The key challenge in coffee monitoring is distinguishing coffee plants from other intercropped crops, such as macadamia nuts and mangoes. The fundamental issue in counting coffee plants lies in accurate detection. Target detection methods can be divided into two categories: anchor-based and anchor-free methods [22]. In multi-object detection tasks, anchor-based algorithms utilize a pre-defined set of anchor boxes to cover a wider range of possible target locations and sizes, thereby improving detection accuracy and recall rates [23,24]. Anchor-based methods, which are more common, can be further classified into single-stage and two-stage approaches [25]. Single-stage methods directly perform object detection without explicitly proposing regions of interest (RoIs). These methods divide the image into grids and predict the presence of objects and their bounding box coordinates in each grid cell. Representative works include the YOLO (You Only Look Once) series, SSD (Single Shot MultiBox Detector), and RetinaNet, among others [26]. The YOLO framework stands out for its balance between accuracy and speed, making it a reliable choice for rapid object identification in images. YOLO employs a regression-based approach to directly predict the output for detected objects, resulting in probability values for the target [27].
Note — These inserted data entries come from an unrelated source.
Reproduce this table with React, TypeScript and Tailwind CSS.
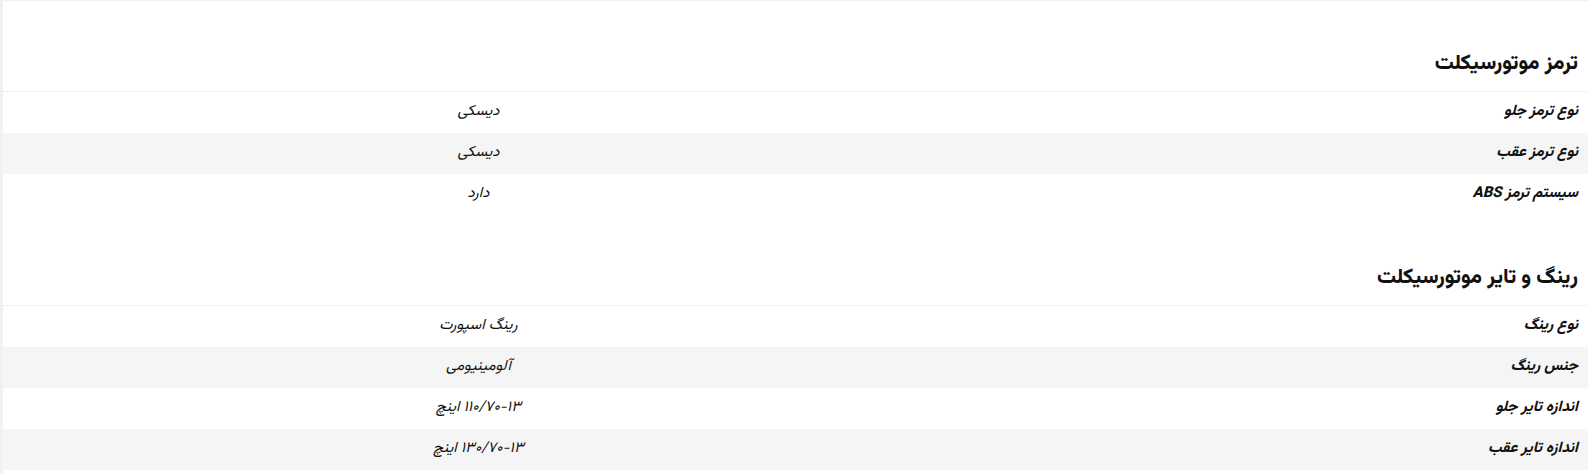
import React from 'react';

interface Spec {
  label: string;
  value: string;
  unit?: string;
}

const sections: { title: string; rows: Spec[] }[] = [
  {
    title: 'ترمز موتورسیکلت',
    rows: [
      { label: 'نوع ترمز جلو', value: 'دیسکی' },
      { label: 'نوع ترمز عقب', value: 'دیسکی' },
      { label: 'سیستم ترمز ABS', value: 'دارد' },
    ],
  },
  {
    title: 'رینگ و تایر موتورسیکلت',
    rows: [
      { label: 'نوع رینگ', value: 'رینگ اسپورت' },
      { label: 'جنس رینگ', value: 'آلومینیومی' },
      { label: 'اندازه تایر جلو', value: '۱۱۰/۷۰-۱۳', unit: 'اینچ' },
      { label: 'اندازه تایر عقب', value: '۱۳۰/۷۰-۱۳', unit: 'اینچ' },
    ],
  },
];

const SpecSection: React.FC<{ title: string; rows: Spec[] }> = ({ title, rows }) => {
  return (
    <section>
      <h3 className="pt-[48px] pb-[12px] pr-[10px] text-[21px] leading-[30px] font-extrabold text-[#111] border-b border-dotted border-[#e3e3e3]">
        {title}
      </h3>
      <div>
        {rows.map((row, i) => (
          <div
            key={row.label}
            className={`flex h-[41px] items-center ${i % 2 === 1 ? 'bg-[#f5f5f5]' : 'bg-white'}`}
          >
            <div className="w-[40%] pr-[10px] text-[15px] font-extrabold italic text-[#111]">{row.label}</div>
            <div className="flex-1 text-center text-[15px] italic text-[#111]">
              {row.unit ? (
                <>
                  <span className="tracking-[-1.5px]">{row.value}</span> {row.unit}
                </>
              ) : (
                row.value
              )}
            </div>
          </div>
        ))}
      </div>
    </section>
  );
};

const App: React.FC = () => {
  return (
    <div
      dir="rtl"
      className="min-h-[474px] bg-white border-l-[3px] border-t border-[#f1f1f1]"
      style={{ fontFamily: 'Vazirmatn, "DejaVu Sans", sans-serif' }}
    >
      {sections.map((s) => (
        <SpecSection key={s.title} title={s.title} rows={s.rows} />
      ))}
    </div>
  );
};

export default App;
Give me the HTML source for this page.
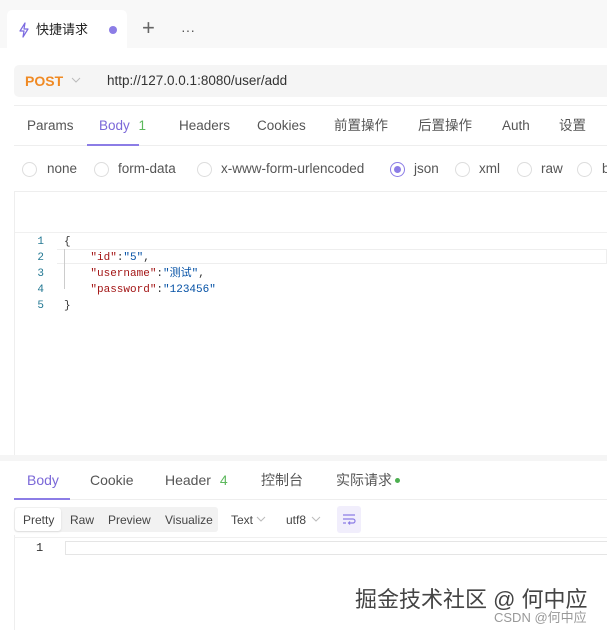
<!DOCTYPE html>
<html><head><meta charset="utf-8"><style>
*{margin:0;padding:0;box-sizing:border-box}
body{width:607px;height:630px;overflow:hidden;background:#fff;font-family:"Liberation Sans","Noto Sans CJK SC",sans-serif;font-size:13.5px;color:#333;position:relative}
.a{position:absolute;white-space:nowrap;line-height:16px}
.mono{font-family:"Liberation Mono","Noto Sans CJK SC",monospace;font-size:11px}
.r{position:absolute;width:15px;height:15px;border:1px solid #ddd;border-radius:50%;top:162px}
</style></head><body>
<div class="a" style="left:0;top:0;width:607px;height:48px;background:#f8f8f8"></div>
<div class="a" style="left:7px;top:10px;width:120px;height:40px;background:#fff;border-radius:5px 5px 0 0"></div>
<svg class="a" style="left:17px;top:22px" width="14" height="16" viewBox="0 0 14 16"><path d="M8 1L3 9h4l-1 6 5-8H7z" fill="none" stroke="#7b6ae0" stroke-width="1.2" stroke-linejoin="round"/></svg>
<div class="a" style="left:36px;top:22px;font-size:13px;color:#222">快捷请求</div>
<div class="a" style="left:109px;top:26px;width:8px;height:8px;border-radius:50%;background:#8c7de6"></div>
<div class="a" style="left:142px;top:20px;font-size:22px;color:#666;font-weight:300">+</div>
<div class="a" style="left:181px;top:22px;font-size:14px;color:#555">···</div>
<div class="a" style="left:14px;top:65px;width:600px;height:32px;background:#f5f5f5;border-radius:5px"></div>
<div class="a" style="left:25px;top:73px;color:#f08a24;font-weight:bold;font-size:14px">POST</div>
<svg class="a" style="left:71px;top:77px" width="10" height="7"><path d="M1 1l4 4 4-4" fill="none" stroke="#bbb"/></svg>
<div class="a" style="left:107px;top:73px;font-size:13.5px;color:#333">http://127.0.0.1:8080/user/add</div>
<div class="a" style="left:14px;top:105px;width:593px;height:1px;background:#eee"></div>
<div class="a" style="left:27px;top:118px;color:#555">Params</div>
<div class="a" style="left:99px;top:118px;color:#7b68d8">Body <span style="color:#5cb85c;margin-left:5px">1</span></div>
<div class="a" style="left:179px;top:118px;color:#555">Headers</div>
<div class="a" style="left:257px;top:118px;color:#555">Cookies</div>
<div class="a" style="left:334px;top:118px;color:#555">前置操作</div>
<div class="a" style="left:418px;top:118px;color:#555">后置操作</div>
<div class="a" style="left:502px;top:118px;color:#555">Auth</div>
<div class="a" style="left:559px;top:118px;color:#555">设置</div>
<div class="a" style="left:14px;top:145px;width:593px;height:1px;background:#eee"></div>
<div class="a" style="left:87px;top:144px;width:52px;height:2px;background:#8c7de6"></div>
<div class="r" style="left:22px"></div><div class="a" style="left:47px;top:161px;color:#555">none</div>
<div class="r" style="left:94px"></div><div class="a" style="left:118px;top:161px;color:#555">form-data</div>
<div class="r" style="left:197px"></div><div class="a" style="left:221px;top:161px;color:#555">x-www-form-urlencoded</div>
<div class="r" style="left:390px;border-color:#8c7de6"></div><div class="a" style="left:394px;top:166px;width:7px;height:7px;border-radius:50%;background:#8c7de6"></div><div class="a" style="left:414px;top:161px;color:#555">json</div>
<div class="r" style="left:455px"></div><div class="a" style="left:479px;top:161px;color:#555">xml</div>
<div class="r" style="left:517px"></div><div class="a" style="left:541px;top:161px;color:#555">raw</div>
<div class="r" style="left:577px"></div><div class="a" style="left:602px;top:161px;color:#555">b</div>
<div class="a" style="left:14px;top:191px;width:593px;height:264px;border-left:1px solid #eee;border-top:1px solid #eee"></div>
<div class="a" style="left:15px;top:232px;width:592px;height:1px;background:#f0f0f0"></div>
<div class="a" style="left:57px;top:249px;width:550px;height:15px;border:1px solid #eee;border-left:none"></div>
<div class="a" style="left:64px;top:249px;width:1px;height:40px;background:#ccc"></div>
<div class="mono a" style="left:36px;top:234px;line-height:16px;color:#237893;text-align:right;width:8px">1<br>2<br>3<br>4<br>5</div>
<div class="mono a" style="left:64px;top:234px;line-height:16px;color:#333"><pre style="font:inherit;line-height:16px">{
    <span style="color:#a31515">"id"</span>:<span style="color:#0451a5">"5"</span>,
    <span style="color:#a31515">"username"</span>:<span style="color:#0451a5">"测试"</span>,
    <span style="color:#a31515">"password"</span>:<span style="color:#0451a5">"123456"</span>
}</pre></div>
<div class="a" style="left:0;top:455px;width:607px;height:6px;background:#f5f5f5"></div>
<div class="a" style="left:27px;top:472px;color:#7b68d8;font-size:14px">Body</div>
<div class="a" style="left:90px;top:472px;color:#555;font-size:14px">Cookie</div>
<div class="a" style="left:165px;top:472px;color:#555;font-size:14px">Header <span style="color:#5cb85c;margin-left:5px">4</span></div>
<div class="a" style="left:261px;top:472px;color:#555;font-size:14px">控制台</div>
<div class="a" style="left:336px;top:472px;color:#555;font-size:14px">实际请求</div>
<div class="a" style="left:395px;top:478px;width:5px;height:5px;border-radius:50%;background:#4caf50"></div>
<div class="a" style="left:14px;top:499px;width:593px;height:1px;background:#eee"></div>
<div class="a" style="left:14px;top:498px;width:56px;height:2px;background:#8c7de6"></div>
<div class="a" style="left:14px;top:507px;width:204px;height:25px;background:#f2f2f2;border-radius:3px"></div>
<div class="a" style="left:15px;top:508px;width:46px;height:23px;background:#fff;border-radius:3px;box-shadow:0 1px 2px rgba(0,0,0,.1)"></div>
<div class="a" style="left:23px;top:512px;font-size:12px;color:#444">Pretty</div>
<div class="a" style="left:70px;top:512px;font-size:12px;color:#444">Raw</div>
<div class="a" style="left:108px;top:512px;font-size:12px;color:#444">Preview</div>
<div class="a" style="left:165px;top:512px;font-size:12px;color:#444">Visualize</div>
<div class="a" style="left:231px;top:512px;font-size:12px;color:#444">Text</div>
<svg class="a" style="left:256px;top:516px" width="10" height="7"><path d="M1 1l4 4 4-4" fill="none" stroke="#bbb"/></svg>
<div class="a" style="left:286px;top:512px;font-size:12px;color:#444">utf8</div>
<svg class="a" style="left:311px;top:516px" width="10" height="7"><path d="M1 1l4 4 4-4" fill="none" stroke="#bbb"/></svg>
<div class="a" style="left:337px;top:506px;width:24px;height:27px;background:#f1eefc;border-radius:3px"></div>
<svg class="a" style="left:342px;top:512px" width="14" height="14" viewBox="0 0 14 14"><path d="M1 3h12M1 7h10a2 2 0 010 4H7M1 11h3M8 9.5L6.5 11 8 12.5" fill="none" stroke="#8c7de6" stroke-width="1.2"/></svg>
<div class="a" style="left:14px;top:535px;width:1px;height:95px;background:#eee"></div>
<div class="a" style="left:14px;top:537px;width:593px;height:1px;background:#f0f0f0"></div>
<div class="a" style="left:65px;top:541px;width:542px;height:14px;border:1px solid #e5e5e5;border-right:none"></div>
<div class="mono a" style="left:36px;top:540px;color:#333;font-size:12px">1</div>
<div class="a" style="left:355px;top:588px;font-size:22px;line-height:24px;color:#444;text-shadow:0 0 2px #fff,0 0 1px #fff">掘金技术社区 @ 何中应</div>
<div class="a" style="left:494px;top:610px;font-size:13px;color:#999">CSDN @何中应</div>
</body></html>
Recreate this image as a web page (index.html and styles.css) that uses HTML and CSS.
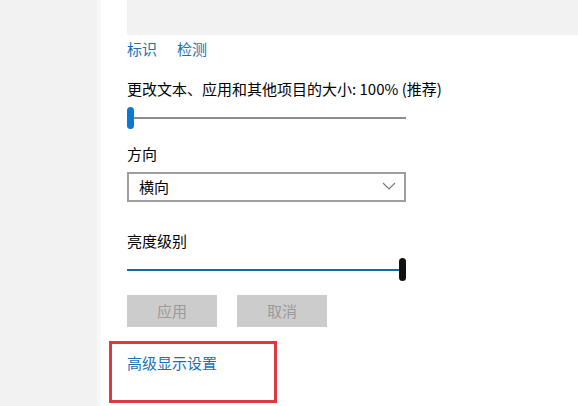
FILE: index.html
```html
<!DOCTYPE html>
<html lang="zh-CN">
<head>
<meta charset="utf-8">
<title>显示设置</title>
<link rel="stylesheet" href="styles.css">
</head>
<body>
<div class="sidebar"></div>
<div class="main">
  <div class="preview"></div>
  <div class="links">
    <a class="link">标识</a>
    <a class="link">检测</a>
  </div>
  <div class="label">更改文本、应用和其他项目的大小: 100% (推荐)</div>
  <div class="slider scale">
    <div class="thumb"></div>
    <div class="track"></div>
  </div>
  <div class="label label-orient">方向</div>
  <div class="select">
    <span>横向</span>
    <svg class="chev" width="14" height="8" viewBox="0 0 14 8"><path d="M1 1 L7 7 L13 1" fill="none" stroke="#7a7a7a" stroke-width="1.2"/></svg>
  </div>
  <div class="label label-bright">亮度级别</div>
  <div class="slider bright">
    <div class="track"></div>
    <div class="thumb"></div>
  </div>
  <div class="buttons">
    <div class="btn">应用</div>
    <div class="btn">取消</div>
  </div>
  <div class="highlight">
    <a class="link">高级显示设置</a>
  </div>
</div>
</body>
</html>
```
FILE: styles.css
```css
html, body {
  margin: 0;
  padding: 0;
  background: #ffffff;
}
body {
  display: flex;
  width: 578px;
  height: 406px;
  overflow: hidden;
  font-family: "Noto Sans CJK SC", "Noto Sans", sans-serif;
  font-size: 15px;
  line-height: 20px;
  color: #000000;
}
.sidebar {
  width: 97px;
  flex: none;
  background: #f2f2f2;
  border-right: 4px solid #f8f8f8;
}
.main {
  flex: 1;
  display: flex;
  flex-direction: column;
  padding-left: 26px;
}
.preview {
  height: 35px;
  background: #f2f2f2;
}
.links {
  display: flex;
  gap: 20px;
  margin-top: 4px;
}
.link {
  color: #1c6fb5;
  text-decoration: none;
}
.label {
  margin-top: 20px;
}
.slider {
  display: flex;
  align-items: center;
  height: 22px;
}
.scale {
  width: 279px;
  margin-top: 8px;
}
.scale .thumb {
  width: 7px;
  height: 22px;
  border-radius: 4px;
  background: #0a78d4;
  flex: none;
}
.scale .track {
  flex: 1;
  height: 2px;
  background: #8c8c8c;
}
.label-orient {
  margin-top: 15px;
}
.select {
  margin-top: 8px;
  width: 279px;
  height: 30px;
  border: 2px solid #9e9e9e;
  display: flex;
  align-items: center;
  justify-content: space-between;
  padding: 0 8px 0 10px;
  box-sizing: border-box;
}
.chev {
  margin-top: -2px;
}
.label-bright {
  margin-top: 29px;
}
.bright {
  width: 279px;
  height: 23px;
  margin-top: 7px;
}
.bright .track {
  flex: 1;
  height: 2px;
  background: #1a6a9c;
}
.bright .thumb {
  width: 7px;
  height: 23px;
  border-radius: 4px;
  background: #111111;
  flex: none;
}
.buttons {
  display: flex;
  gap: 20px;
  margin-top: 14px;
}
.btn {
  width: 90px;
  height: 32px;
  background: #cccccc;
  color: #9a9a9a;
  display: flex;
  align-items: center;
  justify-content: center;
}
.highlight {
  margin-top: 14px;
  margin-left: -18px;
  border: 3px solid #e0383f;
  padding: 9px 0 0 15px;
  box-sizing: border-box;
  width: 168px;
  height: 62px;
}
```
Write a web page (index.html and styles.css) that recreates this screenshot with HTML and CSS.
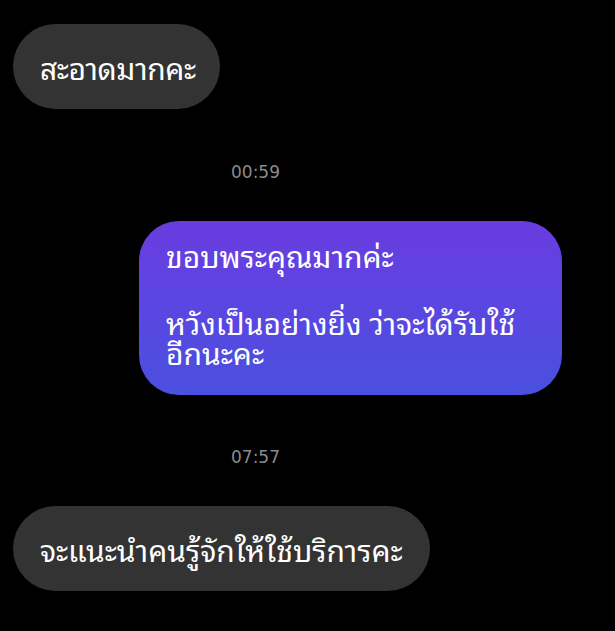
FILE: index.html
```html
<!DOCTYPE html>
<html lang="th">
<head>
<meta charset="utf-8">
<link rel="stylesheet" href="styles.css">
</head>
<body>
<div class="chat">
  <div class="row row-in first">
    <div class="bubble in">สะอาดมากคะ</div>
  </div>
  <div class="time t1">00:59</div>
  <div class="row row-out">
    <div class="bubble out">
      <p>ขอบพระคุณมากค่ะ</p>
      <p>หวังเป็นอย่างยิ่ง ว่าจะได้รับใช้<br>อีกนะคะ</p>
    </div>
  </div>
  <div class="time t2">07:57</div>
  <div class="row row-in">
    <div class="bubble in">จะแนะนำคนรู้จักให้ใช้บริการคะ</div>
  </div>
</div>
</body>
</html>
```

FILE: styles.css
```css
html, body {
  margin: 0;
  padding: 0;
  background: #000;
  height: 100%;
}
body {
  font-family: "Noto Sans Thai Looped", "Noto Sans Thai", sans-serif;
  color: #fff;
  overflow: hidden;
}
.chat {
  display: flex;
  flex-direction: column;
  padding-top: 24px;
}
.row {
  display: flex;
}
.row-in {
  padding-left: 13px;
}
.row-out {
  padding-left: 139px;
}
.bubble {
  font-size: 30px;
  line-height: 30px;
}
.bubble.in {
  background: #333333;
  height: 85px;
  border-radius: 43px;
  padding: 0 27px;
  display: flex;
  align-items: center;
  white-space: nowrap;
}
.first .bubble.in {
  padding-right: 24px;
  letter-spacing: -0.4px;
}
.bubble.out {
  width: 423px;
  box-sizing: border-box;
  height: 174px;
  border-radius: 40px;
  padding: 19px 27px 0;
  background: linear-gradient(180deg, #6a3ce0 0%, #4a50e0 100%);
}
.bubble.out p {
  margin: 0;
}
.bubble.out p + p {
  margin-top: 37px;
}
.time {
  font-family: "DejaVu Sans", sans-serif;
  font-size: 17px;
  color: #8a8a8a;
  padding-left: 231px;
  line-height: 20px;
}
.t1 {
  margin-top: 53px;
  margin-bottom: 39px;
}
.t2 {
  margin-top: 52px;
  margin-bottom: 39px;
}
```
The popular object detection algorithm YOLO, combined with multispectral UAV technology, offers new insights for modern agricultural monitoring and production.

2. Materials and Methods

2.1. Overview of the Research Area

The study area (Figure 1) is located at Xinzai Farm, situated in Xinzai Village, in the southwest of Longyang District, Baoshan City, Yunnan Province. The farm spans an area of 5.36 square kilometers, with an elevation of 700 m above sea level. The geographic coordinates of the area place it within a region that experiences an average annual temperature of 21.5 °C and an average annual rainfall of 850 mm. The primary coffee variety grown here is Catimor (the variety studied in this research), with a smaller proportion of Typica also cultivated.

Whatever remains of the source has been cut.